“É como se tivesse acabado com metade da vida da gente.” Esse é o sentimento do pescador Sebastião Menezes de Souza, morador da comunidade de Cachoeirinha, em Esmeraldas, e comum a milhares de outras pessoas que ficaram sem acesso ao rio Paraopeba, desde o rompimento da barragem da Vale em Brumadinho, em janeiro de 2019. Isso porque a tradição da pesca é marcante nos modos de vida de diversas comunidades no entorno da bacia, além de outros aspectos de ligação com o rio, como lazer, captação de água para consumo e irrigação.
Para identificar e compreender as especificidades das diferentes vítimas do desastre-crime que afetou a vida das comunidades do entorno da Bacia, o Nacab está realizando um estudo de caracterização das comunidades e coletivos tradicionais da região 3 do Paraopeba, em parceria com a Confluência, empresa especializada em estudos socioantropológicos. No último mês, as equipes circularam pelo território abordando coletivos e pessoas indicadas pelo Nacab, que apresentam traços de povos tradicionais.
“Esse trabalho é importante porque são coletivos e comunidades que têm relações profundas com seus territórios e com o rio, mas que, na maioria das vezes, são invisibilizadas pelo poder público e pelas empresas que impactam suas regiões”, explica a pesquisadora da Confluência, Juliana Campos.
Percorrendo as comunidades de Cachoeirinha e São José, no município de Esmeraldas, a equipe de pesquisadoras pôde dialogar com pescadores e pescadoras artesanais, além de benzedeiros, raizeiros e, dentre as manifestações culturais, guarda de reinado e folia de reis.
Já na comunidade de Taquaras, ainda no município de Esmeraldas, foi possível caracterizar uma família de origem cigana. “Nossa expectativa é que o trabalho ajude na visibilização e valorização dessas práticas e coletivos, assim como no reconhecimento dessas famílias que, até o momento, não foram reconhecidas como atingidas, buscando uma reparação justa e integral por todos os danos causados pelo rompimento”, destaca Sabrina D’almeida, que também faz parte da equipe de pesquisadoras.
Histórias de luta e resistência
No desenvolvimento da pesquisa em Paraopeba, integrantes da comissão do Shopping da Minhoca participaram de uma roda de conversa na Floresta Nacional de Paraopeba para contar sobre a história, a cultura e a tradicionalidade do local e das pessoas que vivem e trabalham às margens da BR-040, em Caetanópolis-MG.

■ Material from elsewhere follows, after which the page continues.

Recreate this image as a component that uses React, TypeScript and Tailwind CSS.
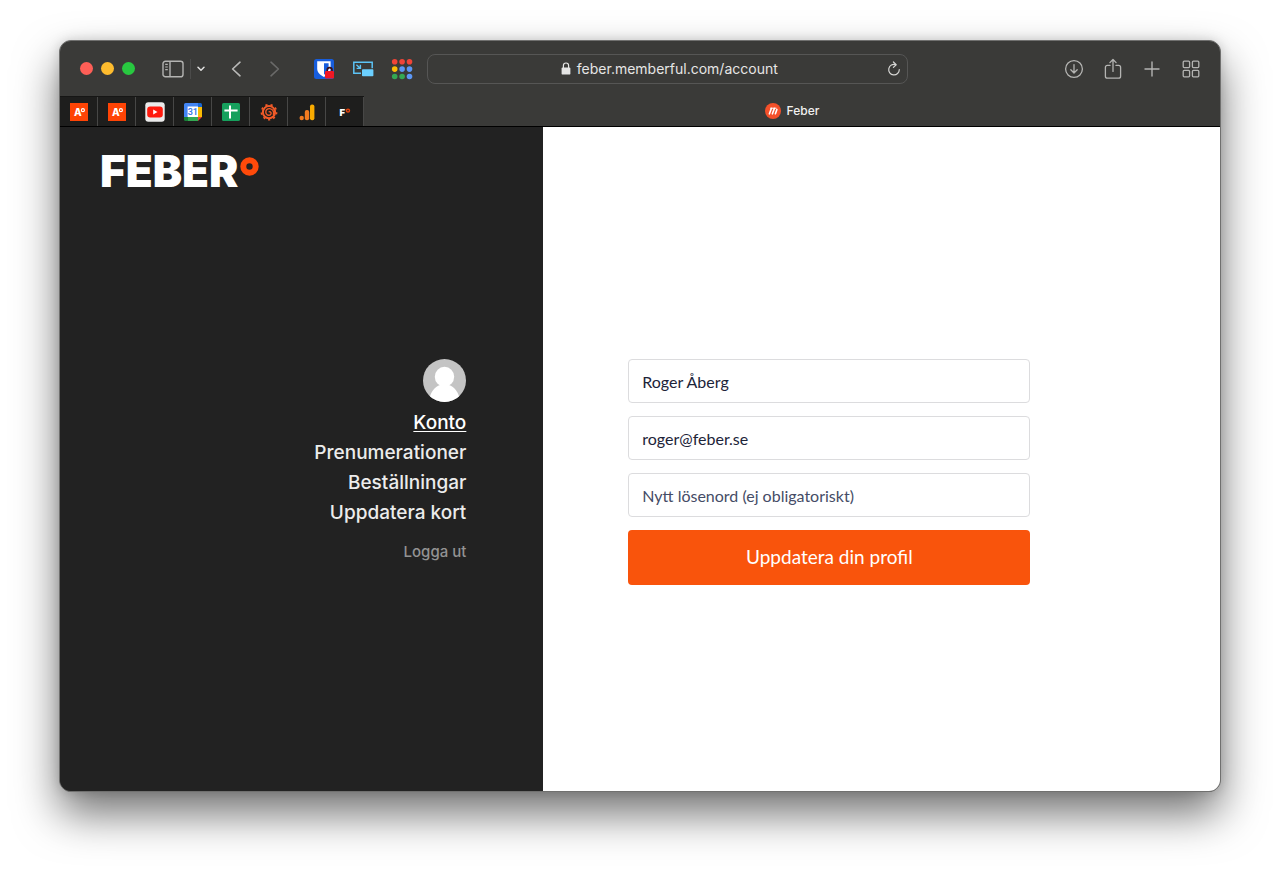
import type { ReactNode } from "react";

function IconButton({ label, className = "", children }: { label: string; className?: string; children: ReactNode }) {
  return (
    <button type="button" aria-label={label} className={`flex h-6 shrink-0 items-center justify-center ${className}`}>
      {children}
    </button>
  );
}

function SidebarIcon() {
  return (
    <svg width="22" height="18" viewBox="0 0 22 18" fill="none" stroke="#b4b4b2" strokeWidth="1.4">
      <rect x="1" y="1.2" width="20" height="15.6" rx="2.4" />
      <path d="M8 1.2v15.6" />
      <path d="M3.2 4.4h2.6M3.2 7h2.6M3.2 9.6h2.6" strokeWidth="1.1" />
    </svg>
  );
}

function BitwardenIcon() {
  return (
    <svg width="22" height="22" viewBox="0 0 22 22">
      <rect x="1" y="1" width="20" height="20" rx="2.5" fill="#175ddc" />
      <path d="M4.2 3.2h13.4v7.6c0 4-3.6 6.6-6.7 8.2-3.1-1.6-6.7-4.2-6.7-8.2z" fill="#fff" />
      <path d="M11 5.2h4.6v5.6c0 2.6-2.3 4.6-4.6 6z" fill="#175ddc" />
      <path d="M14.2 14v-2a2.4 2.4 0 0 1 4.8 0v2" fill="none" stroke="#3b1014" strokeWidth="1.6" />
      <rect x="12" y="13" width="9" height="7.4" rx="1" fill="#f01824" />
    </svg>
  );
}

function PipIcon() {
  return (
    <svg width="22" height="18" viewBox="0 0 22 18" fill="none" stroke="#5cc3f5" strokeWidth="1.5">
      <path d="M9 13.2H1.8V2.2h18.4v6" />
      <rect x="10" y="9.2" width="11.4" height="7" rx="0.8" fill="#6bd0ff" stroke="none" />
      <path d="M4.4 4.8l3.8 3.4M8.4 4.8v3.6H4.6" strokeWidth="1.4" />
    </svg>
  );
}

const DOTS = ["#f04437", "#f04437", "#f04437", "#fbbc05", "#5c97f5", "#5c97f5", "#34a853", "#34a853", "#5c97f5"];

function AppsIcon() {
  return (
    <svg width="22" height="22" viewBox="0 0 22 22">
      {DOTS.map((fill, i) => (
        <circle key={i} cx={3.7 + (i % 3) * 7.4} cy={3.7 + Math.floor(i / 3) * 7.4} r="2.8" fill={fill} />
      ))}
    </svg>
  );
}

function LockIcon() {
  return (
    <svg width="10" height="13" viewBox="0 0 10 13">
      <rect x="0.6" y="5.4" width="8.8" height="7.2" rx="1.2" fill="#e4e4e3" />
      <path d="M2.4 6V3.6a2.6 2.6 0 0 1 5.2 0V6" fill="none" stroke="#e4e4e3" strokeWidth="1.2" />
    </svg>
  );
}

function ReloadIcon() {
  return (
    <svg width="14" height="16" viewBox="0 0 14 16" fill="none" stroke="#d4d4d2" strokeWidth="1.2" strokeLinecap="round" strokeLinejoin="round">
      <path d="M8.6 3.6A5.3 5.3 0 1 0 12.3 8.6" />
      <path d="M6.4 1l2.8 2.7-2.8 2.7" />
    </svg>
  );
}

function DownloadIcon() {
  return (
    <svg width="20" height="20" viewBox="0 0 20 20" fill="none" stroke="#b4b4b2" strokeWidth="1.3" strokeLinecap="round" strokeLinejoin="round">
      <circle cx="10" cy="10" r="8.4" />
      <path d="M10 5.6v8.2M6.8 10.8l3.2 3.2 3.2-3.2" />
    </svg>
  );
}

function ShareIcon() {
  return (
    <svg width="18" height="22" viewBox="0 0 18 22" fill="none" stroke="#b4b4b2" strokeWidth="1.3" strokeLinecap="round" strokeLinejoin="round">
      <path d="M6 7.4H3.4a2 2 0 0 0-2 2v8.8a2 2 0 0 0 2 2h11.2a2 2 0 0 0 2-2V9.4a2 2 0 0 0-2-2H12" />
      <path d="M9 13.4V1.6M5.9 4.6L9 1.5l3.1 3.1" />
    </svg>
  );
}

function GridIcon() {
  return (
    <svg width="18" height="18" viewBox="0 0 18 18" fill="none" stroke="#b4b4b2" strokeWidth="1.3">
      <rect x="1.2" y="1.2" width="6.4" height="6.4" rx="1" />
      <rect x="10.4" y="1.2" width="6.4" height="6.4" rx="1" />
      <rect x="1.2" y="10.4" width="6.4" height="6.4" rx="1" />
      <rect x="10.4" y="10.4" width="6.4" height="6.4" rx="1" />
    </svg>
  );
}

function ABadge() {
  return (
    <svg width="18" height="18" viewBox="0 0 18 18">
      <rect width="18" height="18" fill="#ff4405" />
      <text x="4" y="12.6" fontSize="10" fontWeight="800" fill="#fff" fontFamily="Inter, sans-serif">A</text>
      <circle cx="12.9" cy="7.2" r="1.5" fill="none" stroke="#fff" strokeWidth="1.2" />
    </svg>
  );
}

function YoutubeIcon() {
  return (
    <svg width="20" height="20" viewBox="0 0 20 20">
      <rect x="0.3" y="0.3" width="19.4" height="19.4" rx="3" fill="#ebebeb" />
      <rect x="2.2" y="4.4" width="15.6" height="11.2" rx="3" fill="#ff1a0d" />
      <path d="M8.2 7.6v4.8l4.3-2.4z" fill="#fff" />
    </svg>
  );
}

function CalendarIcon() {
  return (
    <svg width="18" height="18" viewBox="0 0 18 18">
      <path d="M1.6 0h13v4H4v10H0V1.6A1.6 1.6 0 0 1 1.6 0z" fill="#4285f4" />
      <path d="M14 0h2.4A1.6 1.6 0 0 1 18 1.6V4h-4z" fill="#1967d2" />
      <path d="M14 4h4v10h-4z" fill="#fbbc04" />
      <path d="M4 14h10v4H4z" fill="#34a853" />
      <path d="M0 14h4v4H1.6A1.6 1.6 0 0 1 0 16.4z" fill="#188038" />
      <path d="M14 14h4l-4 4z" fill="#ea4335" />
      <path d="M3.6 3.6H14V14H3.6z" fill="#fff" />
      <text x="8.8" y="12" textAnchor="middle" fontSize="9" fontWeight="600" fill="#3b78e7" fontFamily="Roboto, sans-serif">31</text>
    </svg>
  );
}

function SheetsIcon() {
  return (
    <svg width="18" height="18" viewBox="0 0 18 18">
      <rect width="18" height="18" rx="1.6" fill="#16a05d" />
      <path d="M8 2.4V15.6M2.4 7.6h13.2" stroke="#fff" strokeWidth="2" />
    </svg>
  );
}

function GrafanaIcon() {
  return (
    <svg width="18" height="18" viewBox="0 0 18 18" fill="none" stroke="#f05a28">
      <circle cx="9" cy="9.2" r="6.1" strokeWidth="2" />
      <circle cx="9" cy="9.2" r="7.5" strokeWidth="1.8" strokeDasharray="2.2 3.035" />
      <path d="M13.4 11.4c.9-3-1-5.6-3.7-5.8-2.400-.2-4 1.600-3.900 3.600.1 1.900 1.600 3.100 3.200 3 1.400-.1 2.300-1.200 2.100-2.300-.2-1-1.200-1.500-2-1.100" strokeWidth="1.4" strokeLinecap="round" />
    </svg>
  );
}

function AnalyticsIcon() {
  return (
    <svg width="16" height="18" viewBox="0 0 16 18">
      <rect x="11" y="1.400" width="4.400" height="15.800" rx="2" fill="#f9ab00" />
      <rect x="5.800" y="7" width="4.400" height="10.200" rx="2" fill="#f47b20" />
      <circle cx="2.700" cy="15" r="2.200" fill="#f47b20" />
    </svg>
  );
}

function FeberIcon() {
  return (
    <svg width="18" height="18" viewBox="0 0 18 18">
      <text x="3.400" y="12.500" fontSize="9.500" fontWeight="900" fill="#fff" fontFamily="Inter, sans-serif">F</text>
      <circle cx="12" cy="7.600" r="1.500" fill="none" stroke="#e8430c" strokeWidth="1.400" />
    </svg>
  );
}

function MemberfulIcon() {
  return (
    <svg width="16" height="16" viewBox="0 0 16 16">
      <circle cx="8" cy="8" r="8" fill="#f4502a" />
      <path d="M4.400 10.800l2-5.400M7.400 10.800l2-5.400M10.400 10.800l1.500-4.400" stroke="#fff" strokeWidth="1.600" strokeLinecap="round" />
      <path d="M5.600 5.200h5.400" stroke="#fff" strokeWidth="1" strokeLinecap="round" />
    </svg>
  );
}

const PINNED: { name: string; icon: ReactNode }[] = [
  { name: "A", icon: <ABadge /> },
  { name: "A", icon: <ABadge /> },
  { name: "YouTube", icon: <YoutubeIcon /> },
  { name: "Calendar", icon: <CalendarIcon /> },
  { name: "Sheets", icon: <SheetsIcon /> },
  { name: "Grafana", icon: <GrafanaIcon /> },
  { name: "Analytics", icon: <AnalyticsIcon /> },
  { name: "Feber", icon: <FeberIcon /> },
];

function Toolbar() {
  return (
    <div className="flex h-[55px] items-center pl-5 pr-5">
      <div className="flex w-[347px] shrink-0 items-center">
        <div className="flex gap-2">
          <button type="button" aria-label="Stäng" className="size-[13px] rounded-full bg-[#fe5f57]" />
          <button type="button" aria-label="Minimera" className="size-[13px] rounded-full bg-[#febc2e]" />
          <button type="button" aria-label="Zooma" className="size-[13px] rounded-full bg-[#28c840]" />
        </div>
        <IconButton label="Sidofält" className="ml-[27px]"><SidebarIcon /></IconButton>
        <span className="ml-1.5 h-5 w-px bg-[#4b4b4a]" />
        <IconButton label="Flikgrupper" className="ml-1.5">
          <svg width="8" height="6" viewBox="0 0 8 6" fill="none" stroke="#dededd" strokeWidth="1.500" strokeLinecap="round" strokeLinejoin="round"><path d="M1 1.200l3 3 3-3" /></svg>
        </IconButton>
        <IconButton label="Bakåt" className="ml-[26px]">
          <svg width="11" height="16" viewBox="0 0 11 16" fill="none" stroke="#b9b9b8" strokeWidth="1.600" strokeLinecap="round" strokeLinejoin="round"><path d="M9 1.200L1.600 8 9 14.800" /></svg>
        </IconButton>
        <IconButton label="Framåt" className="ml-[27px]">
          <svg width="11" height="16" viewBox="0 0 11 16" fill="none" stroke="#6a6a69" strokeWidth="1.600" strokeLinecap="round" strokeLinejoin="round"><path d="M2 1.200L9.400 8 2 14.800" /></svg>
        </IconButton>
        <IconButton label="Bitwarden" className="ml-[33px]"><BitwardenIcon /></IconButton>
        <IconButton label="Bild i bild" className="ml-[17px]"><PipIcon /></IconButton>
        <IconButton label="Appar" className="ml-[17px]"><AppsIcon /></IconButton>
      </div>
      <div className="flex h-[30px] flex-[468] items-center rounded-lg border border-[#565655] pl-6 pr-1.5">
        <div className="flex flex-1 items-center justify-center gap-1.5 text-sm text-[#e6e6e5]">
          <LockIcon />
          <span>feber.memberful.com/account</span>
        </div>
        <IconButton label="Ladda om"><ReloadIcon /></IconButton>
      </div>
      <div className="flex flex-[305] items-center justify-end gap-5">
        <IconButton label="Hämtningar"><DownloadIcon /></IconButton>
        <IconButton label="Dela"><ShareIcon /></IconButton>
        <IconButton label="Ny flik">
          <svg width="20" height="16" viewBox="0 0 20 16" stroke="#b4b4b2" strokeWidth="1.400" strokeLinecap="round"><path d="M10 1v14M3 8h14" /></svg>
        </IconButton>
        <IconButton label="Fliköversikt"><GridIcon /></IconButton>
      </div>
    </div>
  );
}

function TabBar() {
  return (
    <div className="flex h-[31px] border-b border-black">
      <div className="flex border-t border-[#161615] bg-[#1e1e1d]">
        {PINNED.map((tab, i) => (
          <button key={i} type="button" aria-label={tab.name} className="flex w-[38px] items-center justify-center border-r border-[#474746]">
            {tab.icon}
          </button>
        ))}
      </div>
      <button type="button" className="flex flex-1 items-center justify-center gap-1.5 text-xs font-medium text-[#f1f1f0]">
        <MemberfulIcon />
        Feber
      </button>
    </div>
  );
}

const LINKS = ["Konto", "Prenumerationer", "Beställningar", "Uppdatera kort"];
const FIELD = "h-11 w-full rounded-sm border border-[#dcdcde] bg-white px-[13px] text-base text-[#1d2439] outline-none placeholder:text-[#454c66] placeholder:opacity-100";

export default function App() {
  return (
    <div className="min-h-screen bg-white px-[59px] pb-[78px] pt-10 font-['Inter',sans-serif]">
      <div className="overflow-hidden rounded-xl border border-[#70706f] bg-[#3a3a38] shadow-[0_22px_44px_rgba(0,0,0,0.55),0_0_12px_rgba(0,0,0,0.15)]">
        <Toolbar />
        <TabBar />
        <div className="flex min-h-[664px]">
          <aside className="flex w-5/12 flex-col bg-[#222222] pl-10 pr-[77px]">
            <a href="#" aria-label="Feber" className="mt-5 flex h-12 items-start gap-0.5 self-start text-[44px] font-black leading-[48px] text-white">
              FEBER
              <svg className="mt-2.5" width="19" height="19" viewBox="0 0 19 19" fill="none"><circle cx="9.500" cy="9.500" r="6.200" stroke="#ff4a0a" strokeWidth="6" /></svg>
            </a>
            <nav className="mt-[164px] flex flex-col items-end text-[19px] font-medium leading-[30px] text-[#ececec]">
              <svg className="mb-1.5" width="43" height="43" viewBox="0 0 43 43">
                <defs><clipPath id="avatar"><circle cx="21.500" cy="21.500" r="21.500" /></clipPath></defs>
                <g clipPath="url(#avatar)">
                  <rect width="43" height="43" fill="#c4c4c4" />
                  <ellipse cx="21.500" cy="17.800" rx="9.700" ry="10" fill="#fff" />
                  <path d="M6 43c.6-9.500 6-15.500 11-17h9c5 1.500 10.400 7.500 11 17z" fill="#fff" />
                </g>
              </svg>
              {LINKS.map((link, i) => (
                <a key={link} href="#" className={i === 0 ? "text-white underline underline-offset-2" : ""}>{link}</a>
              ))}
              <a href="#" className="mt-3 text-[15px] leading-6 text-[#939393]">Logga ut</a>
            </nav>
          </aside>
          <main className="flex-1 bg-white pl-[85px] pr-10 pt-[232px] font-['Lato',sans-serif]">
            <form className="flex max-w-[402px] flex-col gap-[13px]" onSubmit={(e) => e.preventDefault()}>
              <input aria-label="Namn" type="text" defaultValue="Roger Åberg" className={FIELD} />
              <input aria-label="E-post" type="email" defaultValue="roger@feber.se" className={FIELD} />
              <input aria-label="Nytt lösenord" type="password" placeholder="Nytt lösenord (ej obligatoriskt)" className={FIELD} />
              <button type="submit" className="h-[55px] rounded-sm bg-[#f9540c] text-[19px] text-white">Uppdatera din profil</button>
            </form>
          </main>
        </div>
      </div>
    </div>
  );
}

Barraqueiros e fornecedores de itens e iscas para a pesca falaram sobre luta e resistência, como na época da duplicação da BR-040, iniciada em 2007; e no enfrentamento ao preconceito em relação a suas atividades comerciais. “As lembranças são de que foi complicado no início, a gente estava em um lugar e foi obrigado a sair”, recordou o comerciante Messias Tiago.
Maria Aparecida Lenoir, que também trabalha no comércio de iscas, relembra o passado com orgulho e acredita que o Shopping da Minhoca ainda tem muito futuro pela frente. “Todo mundo sobreviveu foi com minhoca. Não tinha serviço na época, muita gente não sabia ler, não tinha estudo, mas até hoje tem muita gente que vive da minhoca – e acho que vai continuar, essa história não vai acabar, vai passando de uma pessoa pra outra”, conta.
Realizado em julho, o encontro integra esta pesquisa para colher informações e identificar os danos imateriais provocados pelo rompimento da barragem, na história e vida das comunidades tradicionais. O diagnóstico gerado com a pesquisa vai para a matriz de danos, construída pela Assessoria Técnica Independente do Nacab, que tem objetivo de listar os danos e auxiliar nos cálculos das indenizações individuais.
Grupos e comunidades tradicionais possuem legislações diferenciadas, que visam proteger a história dos seus ofícios tradicionais e expressões culturais, considerados patrimônios imateriais brasileiros.